Kaag thinks the multitasking skills she earned juggling motherhood and her career are crucial to leading what she called a “very complex operation” in Syria.
“I firmly believe women are the best multitaskers, particularly when you are married or a mother, and you need to just keep your head cool,” Kaag said.
“Years of young children, working full-time, having to travel, toddlers, school, homework, managing complexity at home and managing the office” lets you use time efficiently, she said. “And this is something where we have no time in this mission. We have no time at all.”
With seven weeks until the June 30 deadline for the removal of all Syria’s chemical weapons, Kaag is running out of time. About 8 percent of Assad’s declared chemical agents remains in a storage site near Damascus.
“The situation is so volatile, so diffuse with so many actors and armed opposition groups on the ground, it’s also fair to assume that your traditional command-and-control structure doesn’t seem to be necessarily in place,” Kaag said.
Kaag said she’s approaching the mission with a sense of pragmatism and without ego, “sort of looking at the problem for what it is and having a lot of common sense.”
“Not everybody has that, but I think that may be a gender differentiation sometimes,” she said. “With a lot of women colleagues, we don’t mind -- ultimately you look at the results that need to be produced.”
Her success ultimately depends on her understanding of the Middle East, the complexity of its politics and the inner workings of the UN.
Kaag holds two master’s degrees in international relations from St. Antony’s College at Oxford University and Exeter University, both in the U.K. She was chief of staff to the head of Unicef before taking on her current role.
She speaks Dutch, English, French, German, Spanish and Arabic. She’s most comfortable in the Palestinian dialect. She says she doesn’t have native fluency in Arabic, though she speaks to her Arab colleagues with ease.
The breakthrough in Kaag’s career, she said, came when Ann Veneman, who was the executive director of Unicef after serving as U.S. agriculture secretary under President George W. Bush, tapped her to be the relief agency’s chief of staff, which paved the way for other opportunities.
“We all need to be fortunate, but it is a great thing, particularly, when women in leadership positions can also be supportive of other women of the generations that come after that,” she said.
That’s what Kaag is doing for the mission’s office in Damascus, where only 10 to 15 of the 120 staff members are women.
“When I came the first few times and saw my own team in Damascus, I thought, ‘Oh my god, so many men!’” she said. “I organize what we call ’the ladies’ meetings,’ and I encourage them, I ask them about their plans and to say basically, ‘You can do it.’”
Her advice to young women is to be themselves while maintaining professionalism and respect for the job and the organization they represent.

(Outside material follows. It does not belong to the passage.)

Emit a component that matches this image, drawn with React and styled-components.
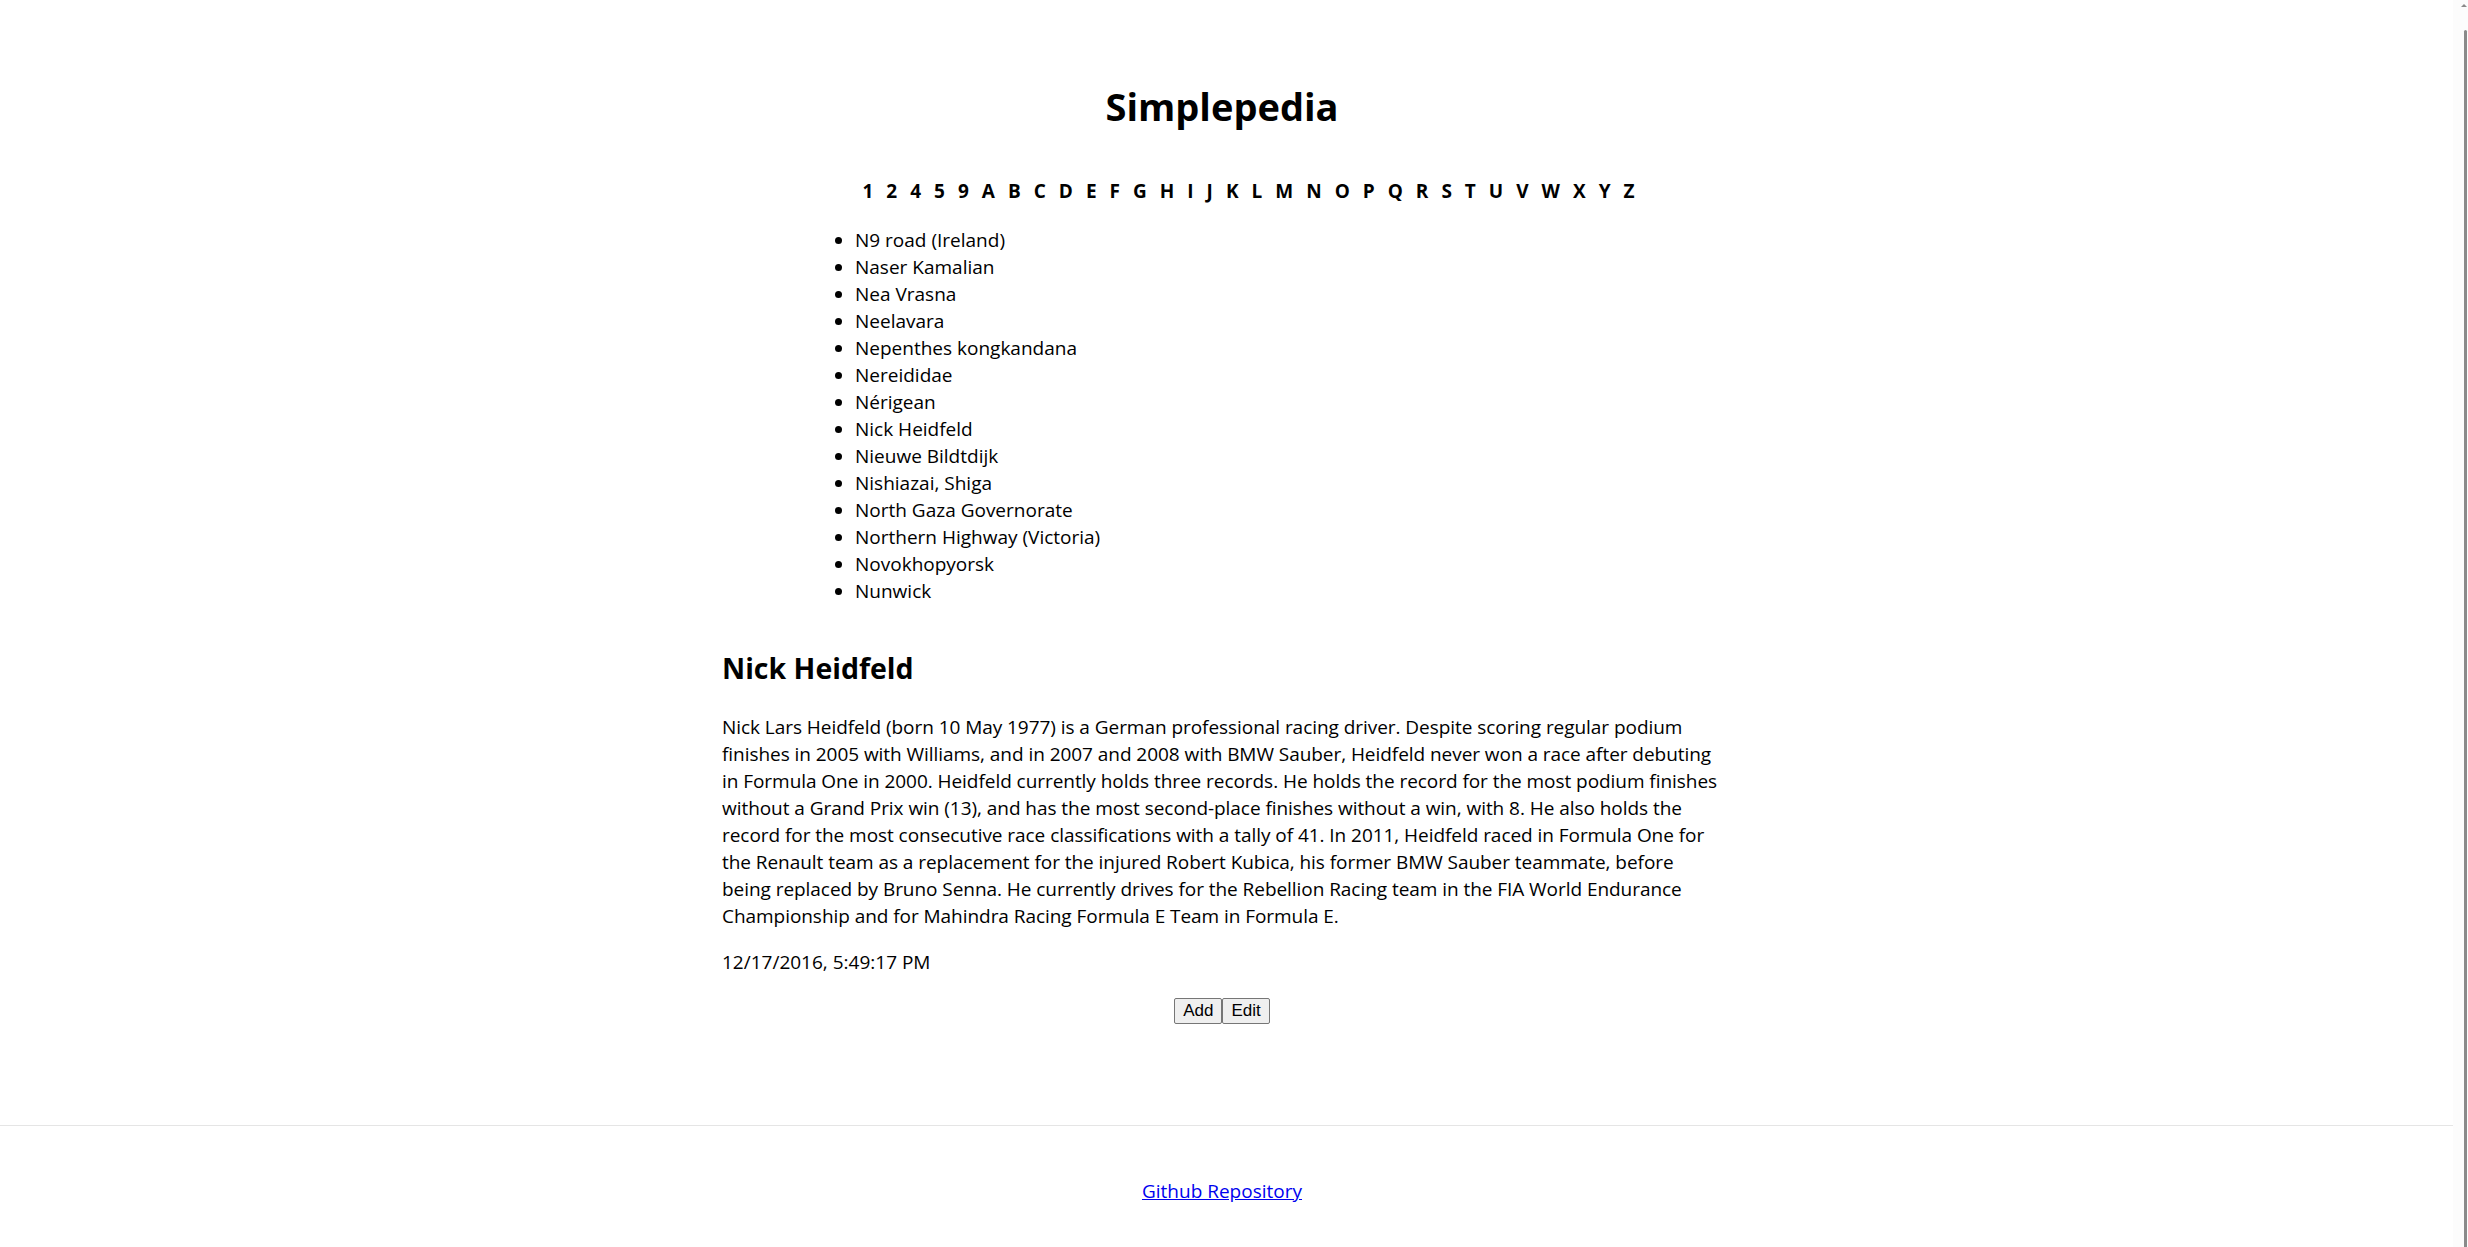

“I dress in accordance with what I think the job needs, but with my own fun,” said Kaag, who in the interview wore a cream-colored cropped jacket over an A-line shamrock green dress that complemented her blue eyes and blond hair. “I don’t subjugate my sense of style or taste.”
“You do represent an image to some extent,” she said. “In this case, it is the UN secretary-general and the director-general of the OPCW, so these are very serious responsibilities and expectations of the international community,” she said. “But you don’t have to fundamentally change.”
While ensuring that Syria’s chemical weapons are eliminated is Kaag’s immediate task. she says another of her duties is to help younger women realize that they have “the same chances as a man” to have both a family and a career.
“We need to create many more opportunities for women to sort of step in and out and not be penalized,” she said. “The younger generations, hopefully, when they see more women in the Security Council, in the leadership position, they will say, ’Of course, I’ll just compete,’ and that they won’t agonize so much.”